Electroporation of cells is usually studied using cell suspensions or monolayer cultures. 3D scaffolds for cell culture have been recently designed in order to reproduce in vitro the complex and multifactorial environment experimented in vivo by cells. In fact, it is well known that 2D cell cultures are not able to simulate the complex interactions between the cells and their extracellular matrix (ECM). Recently, some examples of 3D models, like spheroids, have been investigated also in the electroporation field. Spheroids have been proposed in electrochemotherapy (ECT) studies to mimic tumor in vivo conditions: they are easy-to-handle 3D models but their sensitivity to electric field pulses depends from their diameter and, more interestingly, despite being relevant for intercellular junctions, they are not so much so for cell-ECM interactions. In this work, we propose a 3D macroscopic myxoid matrix for cell culture that would mimic the in vivo environment of myxoid stroma tumors.
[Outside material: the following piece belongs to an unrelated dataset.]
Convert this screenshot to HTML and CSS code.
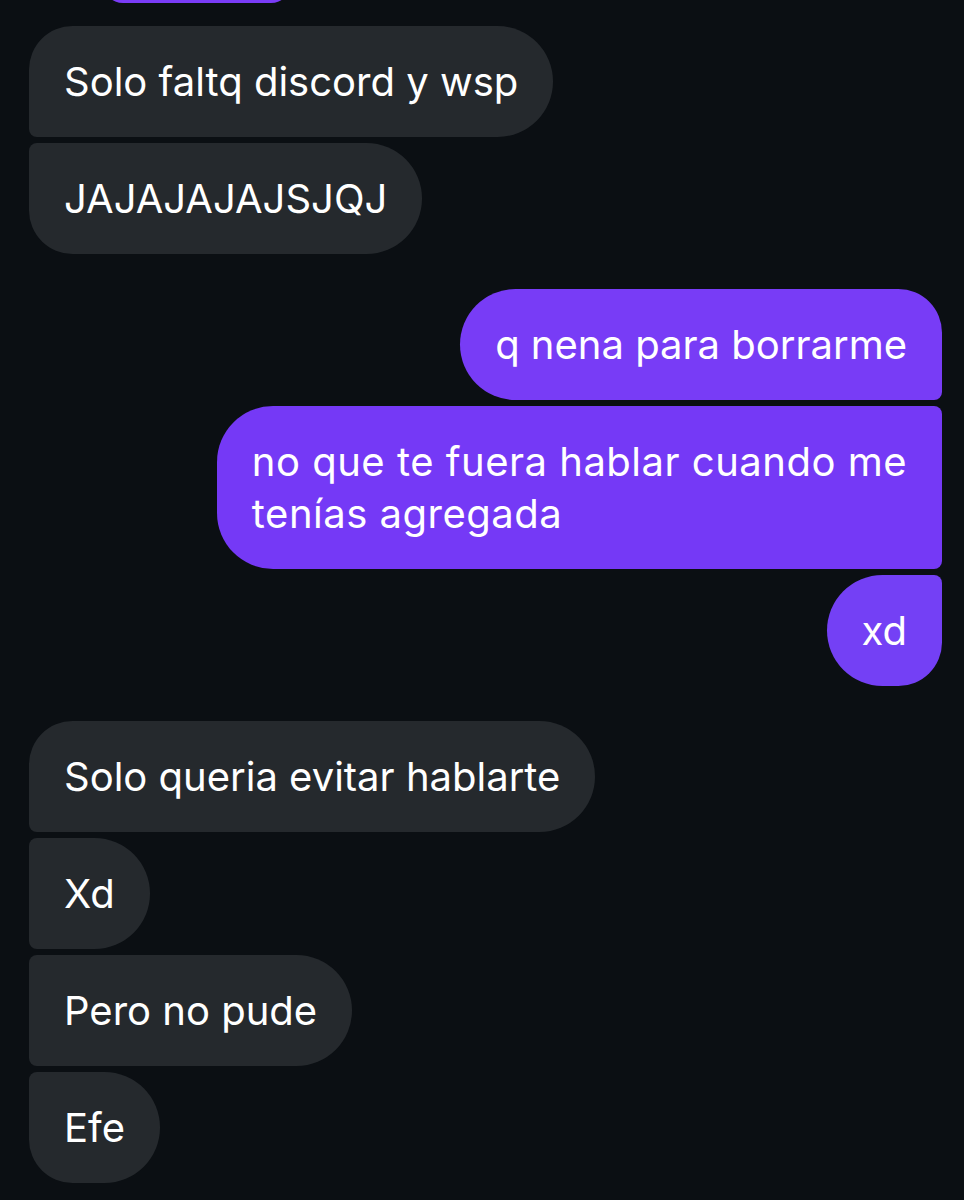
FILE: index.html
```html
<!DOCTYPE html>
<html lang="es">
<head>
<meta charset="utf-8">
<title>Chat</title>
<link rel="stylesheet" href="styles.css">
</head>
<body>
<div class="chat">
  <div class="top-peek"></div>

  <div class="group them">
    <div class="msg first">Solo faltq discord y wsp</div>
    <div class="msg last">JAJAJAJAJSJQJ</div>
  </div>

  <div class="group me">
    <div class="msg first">q nena para borrarme</div>
    <div class="msg mid wide">no que te fuera hablar cuando me<br>tenías agregada</div>
    <div class="msg last">xd</div>
  </div>

  <div class="group them">
    <div class="msg first">Solo queria evitar hablarte</div>
    <div class="msg mid">Xd</div>
    <div class="msg mid">Pero no pude</div>
    <div class="msg last">Efe</div>
  </div>
</div>
</body>
</html>
```

FILE: styles.css
```css
html, body { margin: 0; padding: 0; background: #0b0f13; }
body { font: normal 40px/52px "Inter", "Noto Sans", sans-serif; color: #fff; overflow: hidden; }

.chat { padding: 0 22px 0 29px; display: flex; flex-direction: column; gap: 35px; }

.top-peek {
  width: 188px; height: 40px; margin: -37px 0 -12px 74px;
  background: #7a3cf6; border-radius: 22px;
}

.group { display: flex; flex-direction: column; gap: 6px; }
.group.them { align-items: flex-start; }
.group.me { align-items: flex-end; }

.msg {
  padding: 29.5px 35px;
  border-radius: 56px;
}
.msg.wide { letter-spacing: 0.5px; }

.them .msg { background: #25292d; border-top-left-radius: 8px; border-bottom-left-radius: 8px; }
.them .msg.first { border-top-left-radius: 44px; }
.them .msg.last { border-bottom-left-radius: 44px; }

.me .msg { background: #7539f6; border-top-right-radius: 8px; border-bottom-right-radius: 8px; }
.me .msg.first { border-top-right-radius: 44px; background: #783cf6; }
.me .msg.last { border-bottom-right-radius: 44px; background: #7440f5; }
```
The myxoid stroma consists of abundant basic substances with large amounts of glycosaminoglycans (hyaluronic acid) and proteoglycans, poor collagen fibers and no elastin content. In the proposed approach, tumor cells seeded on 3D scaffolds mimic of myxoid stroma can establish both cell-cell and cell-ECM 3D interactions. The MCF7 cells (human breast adenocarcinoma cell line) were seeded in complete culture medium. Cell cultures were incubated at 37 °C for either 24 h, 3 days or 7 day. Some samples were used to assess cell vitality using 3-(4,5-dimethylthiazolyl-2)-2,5-diphenyltetrazolium bromide (MTT) test and others for electroporation tests and for histopathological analysis. The electroporation has been verified by the fluorescent dye Propidium cellular uptake. The proposed myxoid stroma scaffold induces cell proliferation and shows fibrous structures produced by cells, the concentration of which increases with culture time. The proposed matrix will be used for further investigations as a new scaffold for cell culture. Tumor cells grown into these new scaffolds will be used to evaluate electroporation including the stroma effect.